A Fast Moving Car
Dalziel + Scullion
Jane Fawns Watt
Shown at Iain Irving Projects, Greenwards, by Hatton, Aberdeenshire, November/December 1997.
A Fast Moving Car related to that moment, particularly when driving when you are looking at something but are thinking about something else.
When you are a child you play with toy cars and imagine that you’re driving. You might travel around the world if you wanted to, all the way to the North Pole before lunchtime, then a quick trip across America and maybe around the Moon by tea. Children are good at seeing other things. When you’re an adult you drive real cars and still imagine you’re somewhere else.
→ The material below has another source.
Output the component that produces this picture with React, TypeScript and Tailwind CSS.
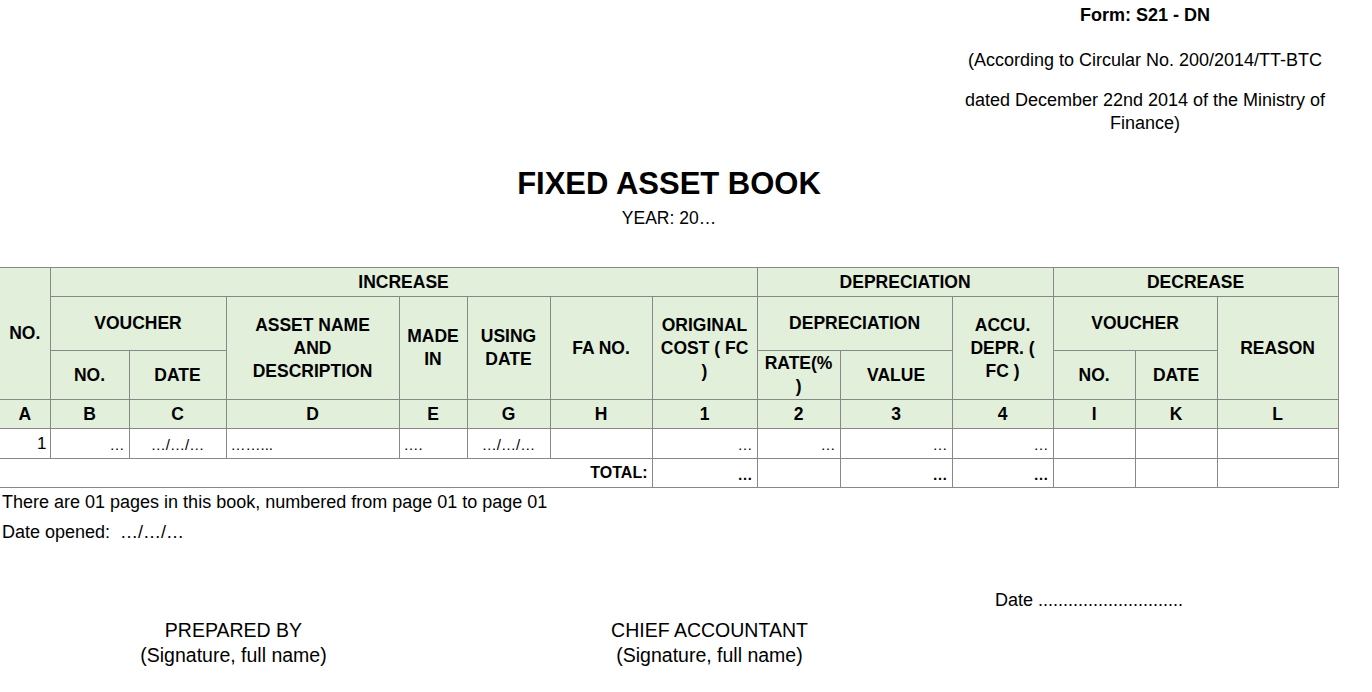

Speeding at over seventy you can cover a lot of ground: re-running that film you saw last Friday, remembering that holiday, writing that essay, digging the garden, decorating the bathroom, rehearsing that apology, planning the future, putting together your next exhibition, or just thinking. Adults are also good at seeing other things. A Fast Moving Car was thought of somewhere between Edinburgh, Glasgow, Aberdeen and my house. I started thinking about art: imagining works I had seen, and works that I’d like to see; imagining what they make me think of. Douglas Coupland once said, driving is like enforced meditation, and I suppose it is. It gives you time to think and contemplate. Driving lets your mind wander. I guess art does that too. Then suddenly, you’re moving lanes, overtaking trucks, and negotiating roundabouts. Driving needs concentration. And I suppose art is like that as well. A Fast Moving Car is a show about other things – the things you can’t see, although you can if you put your mind to it. The artists have made paintings, photographs, neon sculpture, sound pieces and outdoor installations. These are things you might normally see at an art show. You bring the other things.
Iain Irving, Text from, ‘A Fast Moving Car’ information, November 1997.